### TASK DETAILS
Transcribe every line from the top down to the line with "type Tok = [Kind, string];", both ends included, but not the pictures.

### DATA
────────────────────────────────────────
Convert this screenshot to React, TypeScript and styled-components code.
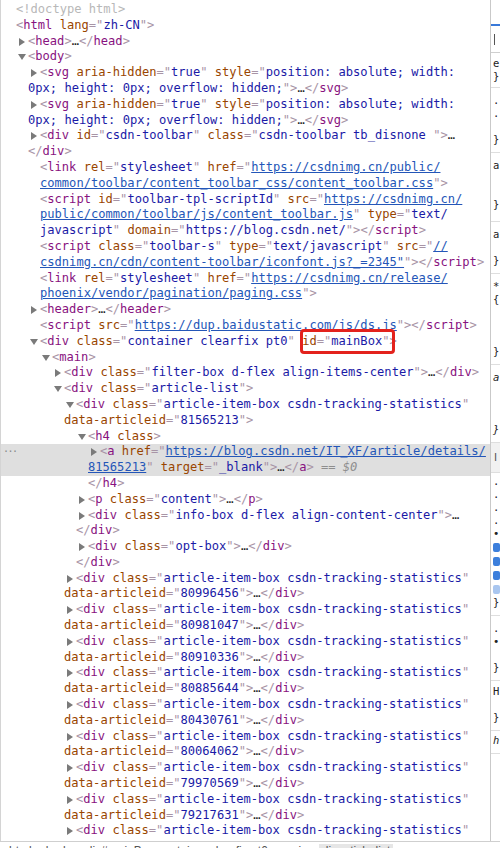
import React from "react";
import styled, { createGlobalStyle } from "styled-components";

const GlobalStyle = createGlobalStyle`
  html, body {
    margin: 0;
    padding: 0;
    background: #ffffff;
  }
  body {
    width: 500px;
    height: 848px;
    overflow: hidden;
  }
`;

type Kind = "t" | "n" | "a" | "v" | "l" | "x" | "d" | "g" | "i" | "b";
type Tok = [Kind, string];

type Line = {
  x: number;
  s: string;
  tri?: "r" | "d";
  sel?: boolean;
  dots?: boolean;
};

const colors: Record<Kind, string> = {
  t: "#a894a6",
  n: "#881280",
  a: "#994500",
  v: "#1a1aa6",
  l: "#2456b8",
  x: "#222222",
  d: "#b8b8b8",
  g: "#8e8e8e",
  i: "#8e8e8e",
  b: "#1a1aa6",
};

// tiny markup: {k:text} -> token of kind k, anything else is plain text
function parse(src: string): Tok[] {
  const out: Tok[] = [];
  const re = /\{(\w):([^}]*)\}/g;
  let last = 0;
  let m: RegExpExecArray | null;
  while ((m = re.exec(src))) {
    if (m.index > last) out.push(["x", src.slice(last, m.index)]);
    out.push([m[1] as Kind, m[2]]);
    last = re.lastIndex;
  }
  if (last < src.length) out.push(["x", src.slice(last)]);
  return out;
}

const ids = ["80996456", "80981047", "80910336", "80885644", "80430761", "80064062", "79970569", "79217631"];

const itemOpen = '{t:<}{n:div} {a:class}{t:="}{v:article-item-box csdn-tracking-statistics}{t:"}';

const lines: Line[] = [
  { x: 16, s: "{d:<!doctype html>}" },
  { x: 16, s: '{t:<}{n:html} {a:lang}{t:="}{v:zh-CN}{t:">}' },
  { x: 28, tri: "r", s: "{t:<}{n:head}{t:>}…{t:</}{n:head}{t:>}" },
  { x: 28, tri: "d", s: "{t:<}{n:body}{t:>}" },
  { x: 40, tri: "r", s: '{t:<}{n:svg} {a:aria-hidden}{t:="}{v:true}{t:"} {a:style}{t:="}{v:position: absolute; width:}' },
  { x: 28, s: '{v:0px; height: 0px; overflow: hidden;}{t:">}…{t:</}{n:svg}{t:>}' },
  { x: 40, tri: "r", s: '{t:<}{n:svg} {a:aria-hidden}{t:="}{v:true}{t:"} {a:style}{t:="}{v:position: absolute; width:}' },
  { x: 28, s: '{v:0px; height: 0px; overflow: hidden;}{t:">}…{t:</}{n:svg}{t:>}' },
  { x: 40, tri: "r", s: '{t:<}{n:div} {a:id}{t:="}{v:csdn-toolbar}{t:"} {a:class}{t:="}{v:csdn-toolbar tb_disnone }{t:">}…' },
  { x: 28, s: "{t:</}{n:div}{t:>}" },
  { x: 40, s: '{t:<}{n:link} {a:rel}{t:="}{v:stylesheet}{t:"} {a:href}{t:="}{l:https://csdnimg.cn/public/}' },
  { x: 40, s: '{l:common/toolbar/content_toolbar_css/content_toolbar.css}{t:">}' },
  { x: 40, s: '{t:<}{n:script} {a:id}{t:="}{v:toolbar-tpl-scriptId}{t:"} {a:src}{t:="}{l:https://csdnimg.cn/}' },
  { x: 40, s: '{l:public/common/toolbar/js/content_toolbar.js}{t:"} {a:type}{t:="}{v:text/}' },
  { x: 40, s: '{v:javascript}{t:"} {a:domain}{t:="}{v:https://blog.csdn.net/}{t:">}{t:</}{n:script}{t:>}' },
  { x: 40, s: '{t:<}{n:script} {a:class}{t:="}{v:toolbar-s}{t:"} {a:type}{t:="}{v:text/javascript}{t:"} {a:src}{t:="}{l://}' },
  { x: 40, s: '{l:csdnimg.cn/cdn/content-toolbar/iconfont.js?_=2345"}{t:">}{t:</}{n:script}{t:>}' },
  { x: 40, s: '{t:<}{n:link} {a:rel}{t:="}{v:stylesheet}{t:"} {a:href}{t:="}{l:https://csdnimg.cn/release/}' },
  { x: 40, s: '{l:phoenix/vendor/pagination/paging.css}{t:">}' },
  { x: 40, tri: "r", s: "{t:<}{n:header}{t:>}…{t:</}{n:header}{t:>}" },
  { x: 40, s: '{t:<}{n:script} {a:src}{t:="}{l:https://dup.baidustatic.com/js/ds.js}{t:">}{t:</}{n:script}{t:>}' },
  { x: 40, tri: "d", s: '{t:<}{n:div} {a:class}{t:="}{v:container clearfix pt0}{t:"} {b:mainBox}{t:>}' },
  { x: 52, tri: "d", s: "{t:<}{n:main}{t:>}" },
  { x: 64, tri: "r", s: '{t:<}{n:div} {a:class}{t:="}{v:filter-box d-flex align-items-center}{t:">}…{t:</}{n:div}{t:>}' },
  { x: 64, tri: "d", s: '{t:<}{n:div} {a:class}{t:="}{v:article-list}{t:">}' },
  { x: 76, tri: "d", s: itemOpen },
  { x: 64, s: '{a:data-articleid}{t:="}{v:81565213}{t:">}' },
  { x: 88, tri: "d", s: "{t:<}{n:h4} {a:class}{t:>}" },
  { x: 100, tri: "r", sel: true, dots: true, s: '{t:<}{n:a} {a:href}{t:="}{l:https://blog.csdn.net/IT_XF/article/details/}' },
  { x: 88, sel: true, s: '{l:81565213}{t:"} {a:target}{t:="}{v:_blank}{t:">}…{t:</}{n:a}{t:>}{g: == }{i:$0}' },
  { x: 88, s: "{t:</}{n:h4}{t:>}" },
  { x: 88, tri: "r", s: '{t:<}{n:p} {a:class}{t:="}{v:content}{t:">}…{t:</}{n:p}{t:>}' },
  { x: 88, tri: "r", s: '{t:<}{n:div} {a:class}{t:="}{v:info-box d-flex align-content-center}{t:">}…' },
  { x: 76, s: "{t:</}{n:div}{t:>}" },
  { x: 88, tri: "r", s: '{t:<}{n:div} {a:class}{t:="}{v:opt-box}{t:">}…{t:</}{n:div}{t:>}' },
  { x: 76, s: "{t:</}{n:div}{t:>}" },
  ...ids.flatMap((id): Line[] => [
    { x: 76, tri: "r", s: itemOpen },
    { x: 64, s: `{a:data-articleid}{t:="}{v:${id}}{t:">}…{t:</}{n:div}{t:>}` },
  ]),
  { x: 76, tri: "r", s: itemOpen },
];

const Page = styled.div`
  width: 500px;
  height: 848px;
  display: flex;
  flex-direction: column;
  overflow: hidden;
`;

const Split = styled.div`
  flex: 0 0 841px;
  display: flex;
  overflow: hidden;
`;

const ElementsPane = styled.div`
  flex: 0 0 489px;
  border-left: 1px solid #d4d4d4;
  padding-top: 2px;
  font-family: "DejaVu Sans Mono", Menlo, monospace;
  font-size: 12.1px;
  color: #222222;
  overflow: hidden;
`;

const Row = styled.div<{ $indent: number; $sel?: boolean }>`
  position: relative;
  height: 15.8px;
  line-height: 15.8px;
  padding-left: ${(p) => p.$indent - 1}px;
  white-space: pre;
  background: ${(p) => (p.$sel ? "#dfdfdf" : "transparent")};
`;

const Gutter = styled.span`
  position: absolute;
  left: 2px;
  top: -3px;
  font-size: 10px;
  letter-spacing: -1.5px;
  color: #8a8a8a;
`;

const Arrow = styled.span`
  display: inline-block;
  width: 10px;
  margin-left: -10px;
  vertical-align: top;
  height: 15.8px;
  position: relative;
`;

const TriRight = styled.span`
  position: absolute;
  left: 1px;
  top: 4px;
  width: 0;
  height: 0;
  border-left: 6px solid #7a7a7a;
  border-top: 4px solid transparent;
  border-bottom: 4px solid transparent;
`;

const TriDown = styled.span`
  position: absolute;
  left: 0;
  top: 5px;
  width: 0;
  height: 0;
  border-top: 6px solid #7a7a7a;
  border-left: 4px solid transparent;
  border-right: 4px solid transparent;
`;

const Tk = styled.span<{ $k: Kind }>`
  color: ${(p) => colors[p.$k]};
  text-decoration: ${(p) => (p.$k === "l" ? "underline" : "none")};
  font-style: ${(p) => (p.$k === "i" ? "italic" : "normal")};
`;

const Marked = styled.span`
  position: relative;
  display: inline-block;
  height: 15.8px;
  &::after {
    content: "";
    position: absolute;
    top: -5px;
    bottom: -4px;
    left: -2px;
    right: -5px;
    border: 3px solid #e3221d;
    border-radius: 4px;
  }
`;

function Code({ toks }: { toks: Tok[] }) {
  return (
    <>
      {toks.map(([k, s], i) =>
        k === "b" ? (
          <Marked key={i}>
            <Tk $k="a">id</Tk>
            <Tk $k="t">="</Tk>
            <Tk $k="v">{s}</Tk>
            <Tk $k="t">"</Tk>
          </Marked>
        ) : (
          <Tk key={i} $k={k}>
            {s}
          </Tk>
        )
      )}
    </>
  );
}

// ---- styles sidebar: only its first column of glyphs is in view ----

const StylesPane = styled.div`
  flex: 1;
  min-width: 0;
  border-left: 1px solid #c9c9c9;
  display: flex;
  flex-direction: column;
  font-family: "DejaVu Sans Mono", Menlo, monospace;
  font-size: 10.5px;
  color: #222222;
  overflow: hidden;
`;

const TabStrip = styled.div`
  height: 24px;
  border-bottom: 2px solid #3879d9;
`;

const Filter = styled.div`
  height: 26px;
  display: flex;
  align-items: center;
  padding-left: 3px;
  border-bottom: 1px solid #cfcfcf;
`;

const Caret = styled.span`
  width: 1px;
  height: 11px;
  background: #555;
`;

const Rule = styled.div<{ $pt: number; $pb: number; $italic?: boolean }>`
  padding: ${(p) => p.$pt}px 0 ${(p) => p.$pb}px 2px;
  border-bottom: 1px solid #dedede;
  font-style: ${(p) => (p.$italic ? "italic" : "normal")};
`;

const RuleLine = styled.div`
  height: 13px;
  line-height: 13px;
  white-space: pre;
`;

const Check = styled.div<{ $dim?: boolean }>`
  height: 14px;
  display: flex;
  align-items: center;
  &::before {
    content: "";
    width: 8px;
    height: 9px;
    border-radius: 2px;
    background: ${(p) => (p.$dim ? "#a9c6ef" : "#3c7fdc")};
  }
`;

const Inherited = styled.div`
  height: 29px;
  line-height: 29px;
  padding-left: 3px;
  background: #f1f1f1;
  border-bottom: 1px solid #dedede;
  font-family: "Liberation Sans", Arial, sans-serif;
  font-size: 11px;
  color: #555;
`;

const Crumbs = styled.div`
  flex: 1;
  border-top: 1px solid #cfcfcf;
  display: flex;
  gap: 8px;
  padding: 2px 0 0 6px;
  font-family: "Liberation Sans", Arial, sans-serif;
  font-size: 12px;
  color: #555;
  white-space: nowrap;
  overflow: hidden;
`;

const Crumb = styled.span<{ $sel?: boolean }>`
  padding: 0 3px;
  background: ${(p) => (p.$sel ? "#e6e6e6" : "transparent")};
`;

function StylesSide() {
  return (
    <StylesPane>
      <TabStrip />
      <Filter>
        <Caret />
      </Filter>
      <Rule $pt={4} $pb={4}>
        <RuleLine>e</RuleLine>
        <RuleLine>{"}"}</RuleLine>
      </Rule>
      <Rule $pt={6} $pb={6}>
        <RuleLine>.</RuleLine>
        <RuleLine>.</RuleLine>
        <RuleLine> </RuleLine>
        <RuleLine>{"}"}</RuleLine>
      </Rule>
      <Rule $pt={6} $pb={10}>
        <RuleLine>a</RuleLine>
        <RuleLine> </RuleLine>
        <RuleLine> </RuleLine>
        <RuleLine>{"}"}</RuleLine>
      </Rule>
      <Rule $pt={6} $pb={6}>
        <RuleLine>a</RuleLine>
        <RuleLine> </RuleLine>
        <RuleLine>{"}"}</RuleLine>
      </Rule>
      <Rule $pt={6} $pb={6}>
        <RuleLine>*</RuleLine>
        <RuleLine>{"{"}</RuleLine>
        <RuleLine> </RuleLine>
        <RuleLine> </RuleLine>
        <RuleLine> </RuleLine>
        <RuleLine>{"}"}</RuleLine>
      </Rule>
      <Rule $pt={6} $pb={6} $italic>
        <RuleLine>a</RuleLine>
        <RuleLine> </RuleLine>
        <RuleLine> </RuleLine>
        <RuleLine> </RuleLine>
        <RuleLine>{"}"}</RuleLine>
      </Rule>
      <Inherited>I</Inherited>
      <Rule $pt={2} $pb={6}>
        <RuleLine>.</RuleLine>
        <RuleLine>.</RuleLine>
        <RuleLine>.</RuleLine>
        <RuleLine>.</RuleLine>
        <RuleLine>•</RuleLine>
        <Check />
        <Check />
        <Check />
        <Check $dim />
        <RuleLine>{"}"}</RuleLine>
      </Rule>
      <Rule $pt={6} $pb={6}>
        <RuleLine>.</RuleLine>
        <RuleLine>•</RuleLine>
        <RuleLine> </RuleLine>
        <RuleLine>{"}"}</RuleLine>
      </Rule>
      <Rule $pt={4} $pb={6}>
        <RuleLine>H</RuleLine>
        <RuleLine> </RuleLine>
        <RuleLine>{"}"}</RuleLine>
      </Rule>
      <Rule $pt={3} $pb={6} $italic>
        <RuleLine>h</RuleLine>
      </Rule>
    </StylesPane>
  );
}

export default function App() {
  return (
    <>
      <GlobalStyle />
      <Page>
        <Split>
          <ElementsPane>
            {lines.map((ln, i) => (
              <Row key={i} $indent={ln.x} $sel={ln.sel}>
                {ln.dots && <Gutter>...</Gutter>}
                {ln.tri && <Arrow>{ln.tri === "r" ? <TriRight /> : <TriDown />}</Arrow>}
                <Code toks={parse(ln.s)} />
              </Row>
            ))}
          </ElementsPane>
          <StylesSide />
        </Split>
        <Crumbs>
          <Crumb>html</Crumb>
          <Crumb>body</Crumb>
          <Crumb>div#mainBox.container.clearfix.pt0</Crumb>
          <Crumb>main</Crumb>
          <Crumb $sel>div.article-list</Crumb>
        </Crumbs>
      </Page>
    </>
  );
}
────────────────────────────────────────
### OUTPUT OF THE TASK
Convert this screenshot to React, TypeScript and styled-components code.
import React from "react";
import styled, { createGlobalStyle } from "styled-components";

const GlobalStyle = createGlobalStyle`
  html, body {
    margin: 0;
    padding: 0;
    background: #ffffff;
  }
  body {
    width: 500px;
    height: 848px;
    overflow: hidden;
  }
`;

type Kind = "t" | "n" | "a" | "v" | "l" | "x" | "d" | "g" | "i" | "b";
type Tok = [Kind, string];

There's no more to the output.